Fwd: The Genius in All of Us

Excerpt from The Genius in All of Us: Why Everything You've Been Told About Genetics, Talent, and IQ Is Wrong

Here is an excerpt from the book The Genius in All of Us: Why Everything You've Been Told About Genetics, Talent, and IQ Is Wrong

We know that genetic factors do not operate "instead of" environmental factors, they interact with them: GxE. Genetic differences do exist. But those differences aren't straitjackets holding us in place; they are bungee cords waiting to be stretched and stretched. When positive environmental triggers such as parental speaking are discovered, the appropriate response is not to caution against their possible irrelevance, but to embrace their influence on our genes-- and our lives. And now we know what some of those triggers are:

Speaking to children early and often: This trigger was revealed in Hart and Risley's incontrovertible study and reinforced by the University of North Carolina's Abecedarian Project, which provided environmental enrichment to children from birth, with the study subjects showing substantial gains compared with a control

Reading early and often: In 2003, a national study reported the positive influence of early parent- to- child reading, regardless of parental education level.
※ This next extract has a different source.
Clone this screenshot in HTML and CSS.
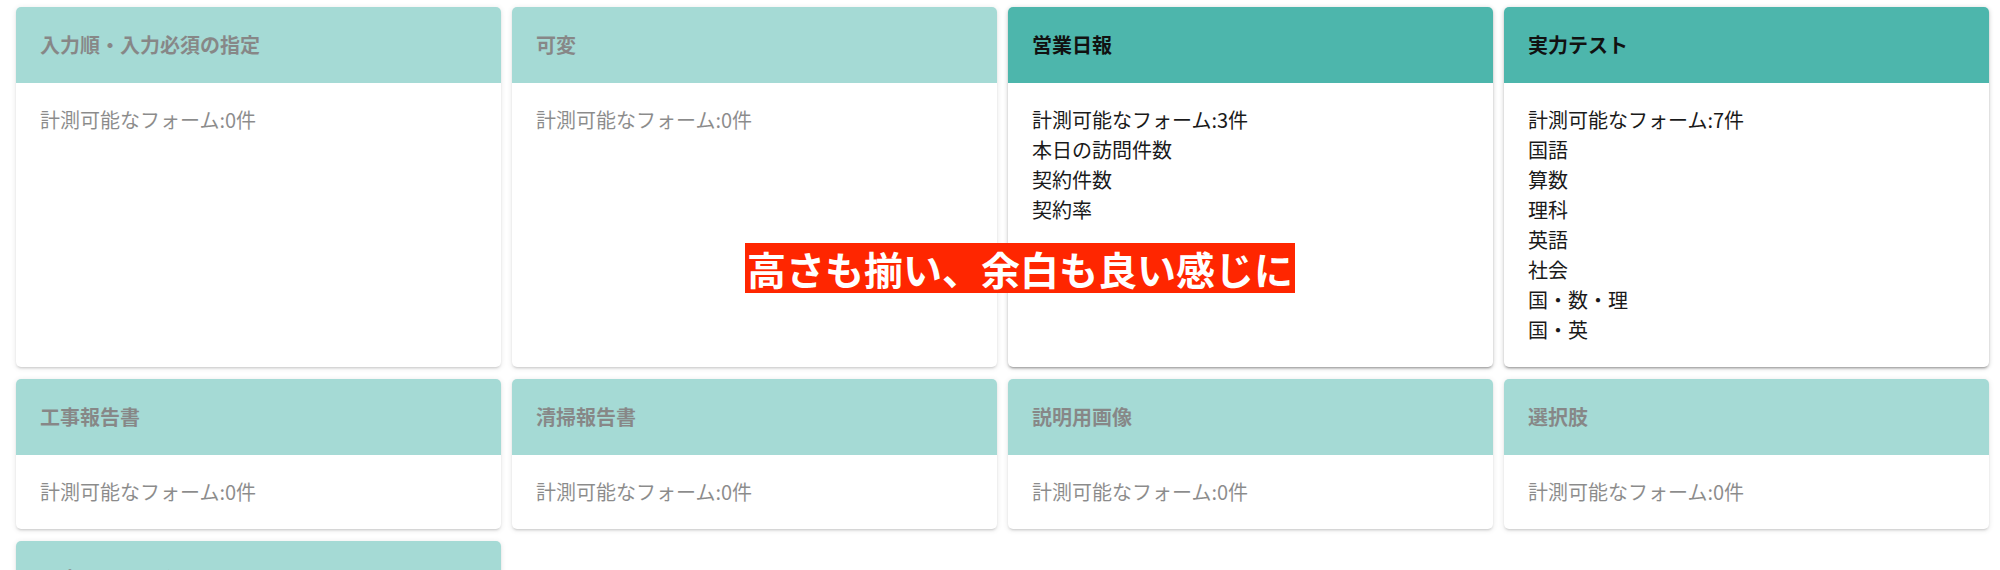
FILE: index.html
```html
<!DOCTYPE html>
<html lang="ja">
<head>
<meta charset="utf-8">
<title>フォーム一覧</title>
<link rel="stylesheet" href="styles.css">
</head>
<body>
<div class="grid">
  <div class="card dim">
    <div class="card-head">入力順・入力必須の指定</div>
    <div class="card-body"><div>計測可能なフォーム:0件</div></div>
  </div>
  <div class="card dim">
    <div class="card-head">可変</div>
    <div class="card-body"><div>計測可能なフォーム:0件</div></div>
  </div>
  <div class="card">
    <div class="card-head">営業日報</div>
    <div class="card-body">
      <div>計測可能なフォーム:3件</div>
      <div>本日の訪問件数</div>
      <div>契約件数</div>
      <div>契約率</div>
    </div>
  </div>
  <div class="card">
    <div class="card-head">実力テスト</div>
    <div class="card-body">
      <div>計測可能なフォーム:7件</div>
      <div>国語</div>
      <div>算数</div>
      <div>理科</div>
      <div>英語</div>
      <div>社会</div>
      <div>国・数・理</div>
      <div>国・英</div>
    </div>
  </div>
  <div class="card dim">
    <div class="card-head">工事報告書</div>
    <div class="card-body"><div>計測可能なフォーム:0件</div></div>
  </div>
  <div class="card dim">
    <div class="card-head">清掃報告書</div>
    <div class="card-body"><div>計測可能なフォーム:0件</div></div>
  </div>
  <div class="card dim">
    <div class="card-head">説明用画像</div>
    <div class="card-body"><div>計測可能なフォーム:0件</div></div>
  </div>
  <div class="card dim">
    <div class="card-head">選択肢</div>
    <div class="card-body"><div>計測可能なフォーム:0件</div></div>
  </div>
  <div class="card dim">
    <div class="card-head">写真・チェック項目</div>
    <div class="card-body"><div>計測可能なフォーム:0件</div></div>
  </div>
</div>
<div class="note">高さも揃い、余白も良い感じに</div>
</body>
</html>
```

FILE: styles.css
```css
html, body {
  margin: 0;
  padding: 0;
  background: #ffffff;
}

body {
  font-family: "Noto Sans CJK JP", "Noto Sans", sans-serif;
  color: #222222;
  position: relative;
}

.grid {
  display: grid;
  grid-template-columns: repeat(4, 1fr);
  gap: 12px 11px;
  padding: 7px 11px 0 16px;
  align-items: stretch;
}

.card {
  background: #ffffff;
  border-radius: 5px;
  overflow: hidden;
  box-shadow: 0 2px 2px 0 rgba(0, 0, 0, 0.14),
              0 3px 1px -2px rgba(0, 0, 0, 0.12),
              0 1px 5px 0 rgba(0, 0, 0, 0.2);
  display: flex;
  flex-direction: column;
}

.card.dim {
  opacity: 0.5;
}

.card-head {
  background: #4db6ac;
  color: #111111;
  font-weight: 700;
  font-size: 20px;
  line-height: 30px;
  padding: 23px 24px;
}

.card-body {
  flex: 1;
  padding: 22px 24px;
  font-size: 20px;
  line-height: 30px;
  color: #1a1a1a;
}

.note {
  position: absolute;
  left: 745px;
  top: 243px;
  height: 50px;
  background: #ff2600;
  color: #ffffff;
  font-weight: 700;
  font-size: 39px;
  line-height: 50px;
  padding: 0 2px;
  white-space: nowrap;
}
```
In 2006, a similar study again found the same thing about reading, this time ruling out any effects of race, ethnicity, class, gender, birth order, early education, maternal education, maternal verbal ability, and maternal warmth.

Nurture and encouragement: Hart and Risley also found that, in the first four years after birth, the average child from a professional family receives 560,000 more instances of encouraging feedback than discouraging feedback; a working- class child receives merely 100,000 more encouragements than discouragements; a welfare child receives 125,000 more discouragements than encouragements.

Setting high expectations: As Sherman and Key found in 1932, "children develop only as the environment demands development."

Embracing failure: Coaches, CEOs, teachers, parents, and psychologists all now recognize the importance of pushing their charges to the limit, and just beyond. Setbacks must be seen as learning tools rather than signs of permanent built- in limitation.

Encouraging a "growth mindset: Stanford psychologist Carol Dweck has built her prestigious career on the importance of individuals believing that their own abilities are malleable-- not fixed from birth. Many studies show that the more a person believes that abilities can be developed, the greater the success that person will eventually enjoy.